— start —

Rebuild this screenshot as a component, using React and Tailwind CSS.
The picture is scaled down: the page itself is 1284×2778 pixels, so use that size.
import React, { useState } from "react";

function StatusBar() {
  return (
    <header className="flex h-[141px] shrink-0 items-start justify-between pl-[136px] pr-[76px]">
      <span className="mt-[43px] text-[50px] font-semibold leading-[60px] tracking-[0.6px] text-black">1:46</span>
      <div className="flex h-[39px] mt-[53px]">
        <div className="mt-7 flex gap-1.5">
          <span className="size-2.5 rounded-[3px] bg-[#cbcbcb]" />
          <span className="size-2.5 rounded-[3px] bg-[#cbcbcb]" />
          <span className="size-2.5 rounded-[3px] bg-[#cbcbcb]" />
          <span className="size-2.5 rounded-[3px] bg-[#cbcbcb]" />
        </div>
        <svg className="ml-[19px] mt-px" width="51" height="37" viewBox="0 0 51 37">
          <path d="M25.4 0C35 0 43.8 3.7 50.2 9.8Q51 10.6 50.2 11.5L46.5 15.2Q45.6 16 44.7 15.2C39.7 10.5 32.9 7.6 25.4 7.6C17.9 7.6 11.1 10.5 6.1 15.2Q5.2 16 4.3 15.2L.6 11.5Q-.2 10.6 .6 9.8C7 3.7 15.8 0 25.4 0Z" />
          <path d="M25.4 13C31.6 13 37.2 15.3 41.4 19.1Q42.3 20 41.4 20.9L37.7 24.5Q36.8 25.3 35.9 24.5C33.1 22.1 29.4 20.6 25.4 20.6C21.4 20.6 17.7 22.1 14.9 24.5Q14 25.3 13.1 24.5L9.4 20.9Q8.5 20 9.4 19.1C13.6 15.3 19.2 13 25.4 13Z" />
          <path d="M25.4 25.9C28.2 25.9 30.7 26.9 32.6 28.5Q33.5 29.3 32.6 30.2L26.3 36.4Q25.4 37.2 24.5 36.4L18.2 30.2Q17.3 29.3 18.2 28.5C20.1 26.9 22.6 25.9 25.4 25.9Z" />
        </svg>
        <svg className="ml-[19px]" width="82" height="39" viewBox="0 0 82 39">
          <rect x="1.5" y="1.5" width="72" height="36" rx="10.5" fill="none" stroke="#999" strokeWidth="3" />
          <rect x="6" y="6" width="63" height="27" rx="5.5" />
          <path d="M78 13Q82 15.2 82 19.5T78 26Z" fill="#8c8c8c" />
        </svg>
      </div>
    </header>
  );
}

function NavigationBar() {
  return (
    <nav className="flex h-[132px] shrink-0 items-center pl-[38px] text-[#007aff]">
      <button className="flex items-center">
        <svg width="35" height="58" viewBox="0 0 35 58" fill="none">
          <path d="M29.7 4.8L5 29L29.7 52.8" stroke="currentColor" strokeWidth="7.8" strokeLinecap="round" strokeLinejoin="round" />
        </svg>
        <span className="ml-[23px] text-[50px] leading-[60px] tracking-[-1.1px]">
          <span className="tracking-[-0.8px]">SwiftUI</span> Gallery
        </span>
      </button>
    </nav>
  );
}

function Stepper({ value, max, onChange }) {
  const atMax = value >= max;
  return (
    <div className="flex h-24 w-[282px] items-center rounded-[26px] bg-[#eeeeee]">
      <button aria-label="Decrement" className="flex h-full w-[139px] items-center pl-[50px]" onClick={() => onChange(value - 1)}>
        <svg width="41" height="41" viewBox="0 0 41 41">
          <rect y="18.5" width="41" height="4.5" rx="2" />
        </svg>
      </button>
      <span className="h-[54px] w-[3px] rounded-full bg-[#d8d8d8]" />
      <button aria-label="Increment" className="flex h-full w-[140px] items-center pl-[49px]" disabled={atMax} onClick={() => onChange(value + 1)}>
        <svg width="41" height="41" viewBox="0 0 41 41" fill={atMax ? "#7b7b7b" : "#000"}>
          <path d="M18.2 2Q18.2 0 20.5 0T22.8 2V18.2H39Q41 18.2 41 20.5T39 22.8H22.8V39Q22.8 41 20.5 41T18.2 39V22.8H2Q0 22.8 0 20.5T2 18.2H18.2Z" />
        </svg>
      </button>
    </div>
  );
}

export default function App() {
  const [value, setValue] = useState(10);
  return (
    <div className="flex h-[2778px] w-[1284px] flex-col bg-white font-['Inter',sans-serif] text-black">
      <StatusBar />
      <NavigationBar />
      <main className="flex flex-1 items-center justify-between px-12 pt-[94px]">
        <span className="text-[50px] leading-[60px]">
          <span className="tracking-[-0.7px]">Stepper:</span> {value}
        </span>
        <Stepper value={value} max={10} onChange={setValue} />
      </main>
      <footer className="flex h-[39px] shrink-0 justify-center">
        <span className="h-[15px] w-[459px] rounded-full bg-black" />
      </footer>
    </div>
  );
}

— end —

» **What is expected**
Extract all of the data shown above and repeat it verbatim.

» **Solution for this task**
Rebuild this screenshot as a component, using React and Tailwind CSS.
The picture is scaled down: the page itself is 1284×2778 pixels, so use that size.
import React, { useState } from "react";

function StatusBar() {
  return (
    <header className="flex h-[141px] shrink-0 items-start justify-between pl-[136px] pr-[76px]">
      <span className="mt-[43px] text-[50px] font-semibold leading-[60px] tracking-[0.6px] text-black">1:46</span>
      <div className="flex h-[39px] mt-[53px]">
        <div className="mt-7 flex gap-1.5">
          <span className="size-2.5 rounded-[3px] bg-[#cbcbcb]" />
          <span className="size-2.5 rounded-[3px] bg-[#cbcbcb]" />
          <span className="size-2.5 rounded-[3px] bg-[#cbcbcb]" />
          <span className="size-2.5 rounded-[3px] bg-[#cbcbcb]" />
        </div>
        <svg className="ml-[19px] mt-px" width="51" height="37" viewBox="0 0 51 37">
          <path d="M25.4 0C35 0 43.8 3.7 50.2 9.8Q51 10.6 50.2 11.5L46.5 15.2Q45.6 16 44.7 15.2C39.7 10.5 32.9 7.6 25.4 7.6C17.9 7.6 11.1 10.5 6.1 15.2Q5.2 16 4.3 15.2L.6 11.5Q-.2 10.6 .6 9.8C7 3.7 15.8 0 25.4 0Z" />
          <path d="M25.4 13C31.6 13 37.2 15.3 41.4 19.1Q42.3 20 41.4 20.9L37.7 24.5Q36.8 25.3 35.9 24.5C33.1 22.1 29.4 20.6 25.4 20.6C21.4 20.6 17.7 22.1 14.9 24.5Q14 25.3 13.1 24.5L9.4 20.9Q8.5 20 9.4 19.1C13.6 15.3 19.2 13 25.4 13Z" />
          <path d="M25.4 25.9C28.2 25.9 30.7 26.9 32.6 28.5Q33.5 29.3 32.6 30.2L26.3 36.4Q25.4 37.2 24.5 36.4L18.2 30.2Q17.3 29.3 18.2 28.5C20.1 26.9 22.6 25.9 25.4 25.9Z" />
        </svg>
        <svg className="ml-[19px]" width="82" height="39" viewBox="0 0 82 39">
          <rect x="1.5" y="1.5" width="72" height="36" rx="10.5" fill="none" stroke="#999" strokeWidth="3" />
          <rect x="6" y="6" width="63" height="27" rx="5.5" />
          <path d="M78 13Q82 15.2 82 19.5T78 26Z" fill="#8c8c8c" />
        </svg>
      </div>
    </header>
  );
}

function NavigationBar() {
  return (
    <nav className="flex h-[132px] shrink-0 items-center pl-[38px] text-[#007aff]">
      <button className="flex items-center">
        <svg width="35" height="58" viewBox="0 0 35 58" fill="none">
          <path d="M29.7 4.8L5 29L29.7 52.8" stroke="currentColor" strokeWidth="7.8" strokeLinecap="round" strokeLinejoin="round" />
        </svg>
        <span className="ml-[23px] text-[50px] leading-[60px] tracking-[-1.1px]">
          <span className="tracking-[-0.8px]">SwiftUI</span> Gallery
        </span>
      </button>
    </nav>
  );
}

function Stepper({ value, max, onChange }) {
  const atMax = value >= max;
  return (
    <div className="flex h-24 w-[282px] items-center rounded-[26px] bg-[#eeeeee]">
      <button aria-label="Decrement" className="flex h-full w-[139px] items-center pl-[50px]" onClick={() => onChange(value - 1)}>
        <svg width="41" height="41" viewBox="0 0 41 41">
          <rect y="18.5" width="41" height="4.5" rx="2" />
        </svg>
      </button>
      <span className="h-[54px] w-[3px] rounded-full bg-[#d8d8d8]" />
      <button aria-label="Increment" className="flex h-full w-[140px] items-center pl-[49px]" disabled={atMax} onClick={() => onChange(value + 1)}>
        <svg width="41" height="41" viewBox="0 0 41 41" fill={atMax ? "#7b7b7b" : "#000"}>
          <path d="M18.2 2Q18.2 0 20.5 0T22.8 2V18.2H39Q41 18.2 41 20.5T39 22.8H22.8V39Q22.8 41 20.5 41T18.2 39V22.8H2Q0 22.8 0 20.5T2 18.2H18.2Z" />
        </svg>
      </button>
    </div>
  );
}

export default function App() {
  const [value, setValue] = useState(10);
  return (
    <div className="flex h-[2778px] w-[1284px] flex-col bg-white font-['Inter',sans-serif] text-black">
      <StatusBar />
      <NavigationBar />
      <main className="flex flex-1 items-center justify-between px-12 pt-[94px]">
        <span className="text-[50px] leading-[60px]">
          <span className="tracking-[-0.7px]">Stepper:</span> {value}
        </span>
        <Stepper value={value} max={10} onChange={setValue} />
      </main>
      <footer className="flex h-[39px] shrink-0 justify-center">
        <span className="h-[15px] w-[459px] rounded-full bg-black" />
      </footer>
    </div>
  );
}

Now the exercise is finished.